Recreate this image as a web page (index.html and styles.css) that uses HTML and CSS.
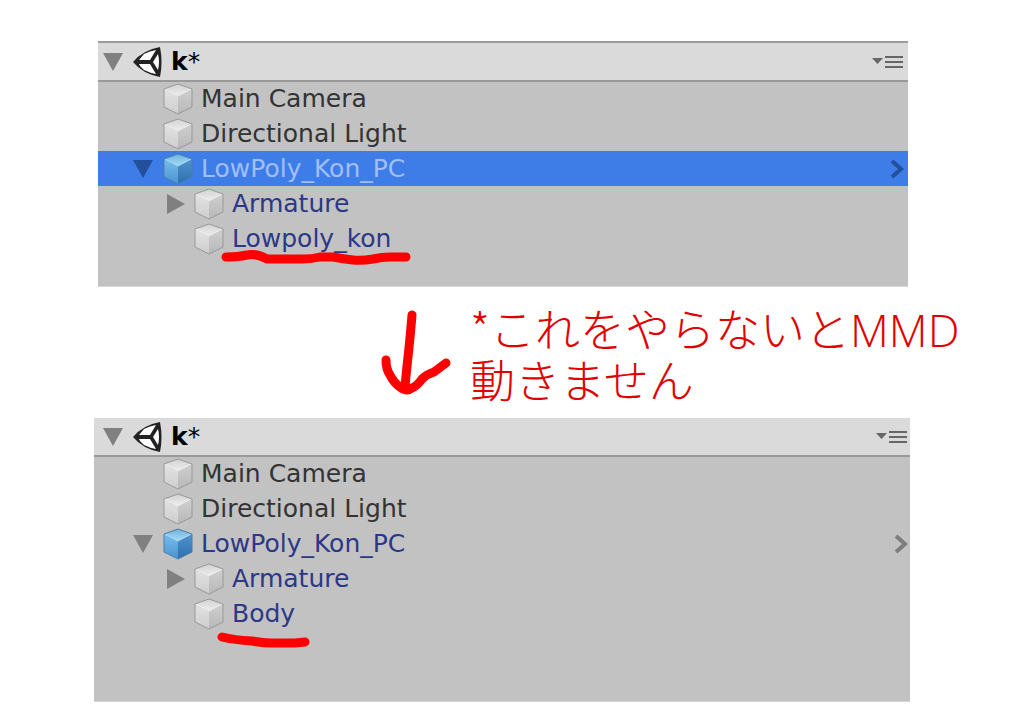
FILE: index.html
```html
<!DOCTYPE html>
<html lang="ja">
<head>
    <meta charset="UTF-8">
    <title>Hierarchy</title>
    <meta name="viewport" content="width=device-width,initial-scale=1.0">
    <link rel="stylesheet" href="styles.css">
</head>
<body>
    <!-- shared icons -->
    <svg class="defs" aria-hidden="true">
        <defs>
            <linearGradient id="grayTop" x1="0" y1="0" x2="0" y2="1">
                <stop offset="0" stop-color="#d2d2d2"/>
                <stop offset="1" stop-color="#eeeeee"/>
            </linearGradient>
            <linearGradient id="grayLeft" x1="0" y1="0" x2="0" y2="1">
                <stop offset="0" stop-color="#e2e2e2"/>
                <stop offset="1" stop-color="#cecece"/>
            </linearGradient>
            <linearGradient id="grayRight" x1="0" y1="0" x2="0" y2="1">
                <stop offset="0" stop-color="#cfcfcf"/>
                <stop offset="1" stop-color="#b8b8b8"/>
            </linearGradient>
            <linearGradient id="blueTop" x1="0" y1="0" x2="0" y2="1">
                <stop offset="0" stop-color="#6fb2dc"/>
                <stop offset="1" stop-color="#a6dcf6"/>
            </linearGradient>
            <linearGradient id="blueLeft" x1="0" y1="0" x2="0" y2="1">
                <stop offset="0" stop-color="#79bdec"/>
                <stop offset="1" stop-color="#4a93d2"/>
            </linearGradient>
            <linearGradient id="blueRight" x1="0" y1="0" x2="0" y2="1">
                <stop offset="0" stop-color="#4e93cf"/>
                <stop offset="1" stop-color="#2f70ae"/>
            </linearGradient>
        </defs>
        <symbol id="cube" viewBox="0 0 30 32">
            <path d="M1 6 15 1l14 5-14 7z" fill="url(#grayTop)"/>
            <path d="M1 6l14 7v18L1 24z" fill="url(#grayLeft)"/>
            <path d="M29 6l-14 7v18l14-7z" fill="url(#grayRight)"/>
            <path d="M2 6l13 7 13-7" fill="none" stroke="#ededed"/>
            <path d="M1 6 15 1l14 5v18l-14 7-14-7z" fill="none" stroke="#999" stroke-linejoin="round"/>
        </symbol>
        <symbol id="prefab" viewBox="0 0 30 32">
            <path d="M1 6 15 1l14 5-14 7z" fill="url(#blueTop)"/>
            <path d="M1 6l14 7v18L1 24z" fill="url(#blueLeft)"/>
            <path d="M29 6l-14 7v18l14-7z" fill="url(#blueRight)"/>
            <path d="M2 6l13 7 13-7" fill="none" stroke="#a9dcf8"/>
            <path d="M1 6 15 1l14 5v18l-14 7-14-7z" fill="none" stroke="#4a7fa8" stroke-linejoin="round"/>
        </symbol>
        <symbol id="unity" viewBox="0 0 30 32">
            <path d="M0 16Q10 4 27 1q3 15 0 30Q10 28 0 16z" fill="#222"/>
            <path d="M11 8q6-3 12-4l-6 10H6zM6 18h11l6 10q-6-1-12-4l-4-4zM25 8q2 8 0 16l-5-8z" fill="#fff"/>
        </symbol>
        <symbol id="down" viewBox="0 0 20 18"><path d="M0 0h20L10 18z"/></symbol>
        <symbol id="right" viewBox="0 0 18 20"><path d="M0 0v20l18-10z"/></symbol>
        <symbol id="menu" viewBox="0 0 32 14">
            <path d="M0 3h11L5.500 9z"/>
            <path d="M13 1h18v2H13zM13 6h18v2H13zM13 11h18v2H13z"/>
        </symbol>
        <symbol id="open" viewBox="0 0 14 20">
            <path d="M2 2l9 8-9 8" fill="none" stroke="currentColor" stroke-width="4"/>
        </symbol>
    </svg>

    <main>
        <section class="panel before">
            <header class="scene">
                <button class="fold" aria-label="Fold scene"><svg class="down"><use href="#down"/></svg></button>
                <svg class="icon"><use href="#unity"/></svg>
                <h2><b>k</b>*</h2>
                <button class="menu" aria-label="Scene menu"><svg><use href="#menu"/></svg></button>
            </header>
            <ul class="tree">
                <li class="row"><span class="fold"></span><svg class="icon"><use href="#cube"/></svg><span class="name">Main Camera</span></li>
                <li class="row"><span class="fold"></span><svg class="icon"><use href="#cube"/></svg><span class="name">Directional Light</span></li>
                <li class="row prefab selected">
                    <button class="fold" aria-label="Fold"><svg class="down"><use href="#down"/></svg></button>
                    <svg class="icon"><use href="#prefab"/></svg>
                    <span class="name">LowPoly_Kon_PC</span>
                    <button class="open" aria-label="Open prefab"><svg><use href="#open"/></svg></button>
                </li>
                <li class="row prefab child">
                    <button class="fold" aria-label="Unfold"><svg class="right"><use href="#right"/></svg></button>
                    <svg class="icon"><use href="#cube"/></svg>
                    <span class="name">Armature</span>
                </li>
                <li class="row prefab child">
                    <span class="fold"></span><svg class="icon"><use href="#cube"/></svg>
                    <span class="name">Lowpoly_kon
                        <svg class="marker" viewBox="0 0 200 20"><path d="M10 7Q22 7 31 5T51 9H87Q96 9 104 7H117Q128 9 137 10T157 9Q166 7 174 7H190"/></svg>
                    </span>
                </li>
            </ul>
        </section>

        <div class="step">
            <svg class="arrow" viewBox="0 0 72 88"><path d="M32 6Q30 30 28 48T25 78M6 51Q6 60 10 66 14 74 20 78 27 83 32 79 37 77 42 70 47 65 54 63L66 54"/></svg>
            <p class="note">*これをやらないと<span class="latin">MMD</span><br>動きません</p>
        </div>

        <section class="panel after">
            <header class="scene">
                <button class="fold" aria-label="Fold scene"><svg class="down"><use href="#down"/></svg></button>
                <svg class="icon"><use href="#unity"/></svg>
                <h2><b>k</b>*</h2>
                <button class="menu" aria-label="Scene menu"><svg><use href="#menu"/></svg></button>
            </header>
            <ul class="tree">
                <li class="row"><span class="fold"></span><svg class="icon"><use href="#cube"/></svg><span class="name">Main Camera</span></li>
                <li class="row"><span class="fold"></span><svg class="icon"><use href="#cube"/></svg><span class="name">Directional Light</span></li>
                <li class="row prefab">
                    <button class="fold" aria-label="Fold"><svg class="down"><use href="#down"/></svg></button>
                    <svg class="icon"><use href="#prefab"/></svg>
                    <span class="name">LowPoly_Kon_PC</span>
                    <button class="open" aria-label="Open prefab"><svg><use href="#open"/></svg></button>
                </li>
                <li class="row prefab child">
                    <button class="fold" aria-label="Unfold"><svg class="right"><use href="#right"/></svg></button>
                    <svg class="icon"><use href="#cube"/></svg>
                    <span class="name">Armature</span>
                </li>
                <li class="row prefab child">
                    <span class="fold"></span><svg class="icon"><use href="#cube"/></svg>
                    <span class="name">Body
                        <svg class="marker" viewBox="0 0 200 20"><path d="M6 12Q18 15 36 16 47 18 55 18H79L89 17"/></svg>
                    </span>
                </li>
            </ul>
        </section>
    </main>
</body>
</html>
```
FILE: styles.css
```css
*{
    margin: 0;
    padding: 0;
    box-sizing: border-box;
}
body{
    background: #fff;
    color: #333;
    font-family: "DejaVu Sans", Verdana, sans-serif;
    font-size: 25px;
}
button{
    border: 0;
    background: none;
    color: inherit;
    cursor: pointer;
}
svg{
    display: block;
    fill: currentColor;
}
.defs{
    position: absolute;
    width: 0;
    height: 0;
}
main{
    padding-top: 41px;
}

/* hierarchy panel */
.panel{
    background: #c2c2c2;
    border-bottom: 1px solid #d6d6d6;
}
.before{
    margin: 0 116px 0 98px;
    padding-bottom: 30px;
    border-top: 2px solid #9c9c9c;
}
.after{
    margin: 0 114px 0 94px;
    padding-bottom: 70px;
}
.scene{
    display: flex;
    align-items: center;
    height: 39px;
    background: #dadada;
    border-bottom: 2px solid #999;
}
.scene, .row{
    padding-left: 5px;
    padding-right: 4px;
}
.after .scene, .after .row{
    padding-left: 9px;
    padding-right: 2px;
}
.scene h2{
    color: #000;
    font-size: 25px;
    font-weight: 400;
    line-height: 35px;
}
.scene b{
    font-weight: 700;
}
.tree{
    margin-top: -1px;
    list-style: none;
}
.row{
    display: flex;
    align-items: center;
    height: 35px;
    line-height: 35px;
}
.row > .fold{
    margin-left: 30px;
}
.child > .fold{
    margin-left: 61px;
}
.fold{
    flex: none;
    width: 30px;
    color: #808080;
}
.down{
    width: 20px;
    height: 18px;
}
.right{
    width: 18px;
    height: 20px;
    margin-left: 3px;
}
.icon{
    flex: none;
    width: 30px;
    height: 32px;
    margin-right: 8px;
}
.name{
    position: relative;
    white-space: nowrap;
}
.prefab{
    color: #2b3886;
}
.selected{
    background: #3e7de7;
    color: #a0bffb;
}
.selected .fold, .selected .open{
    color: #234f9c;
}
.menu, .open{
    margin-left: auto;
    color: #666;
}
.menu svg{
    width: 32px;
    height: 14px;
}
.open{
    color: #7d7d7d;
}
.open svg{
    width: 14px;
    height: 20px;
}

/* red pen */
.marker{
    position: absolute;
    left: -16px;
    top: 29px;
    width: 200px;
    height: 20px;
    overflow: visible;
}
.marker, .arrow{
    fill: none;
    stroke: #f00;
    stroke-width: 9px;
    stroke-linecap: round;
    stroke-linejoin: round;
}
.step{
    display: flex;
    align-items: center;
    gap: 18px;
    padding: 15px 0 14px 380px;
}
.arrow{
    flex: none;
    width: 72px;
    height: 88px;
}
.note{
    color: #e00000;
    font-family: "Noto Sans CJK JP", sans-serif;
    font-size: 45px;
    font-weight: 300;
    line-height: 51px;
    white-space: nowrap;
}
.latin{
    font-family: "Open Sans", sans-serif;
    line-height: 1;
}
```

§ **What to produce**
Count every line bearing the word "styles"; report the total only.

§ **Task result**
3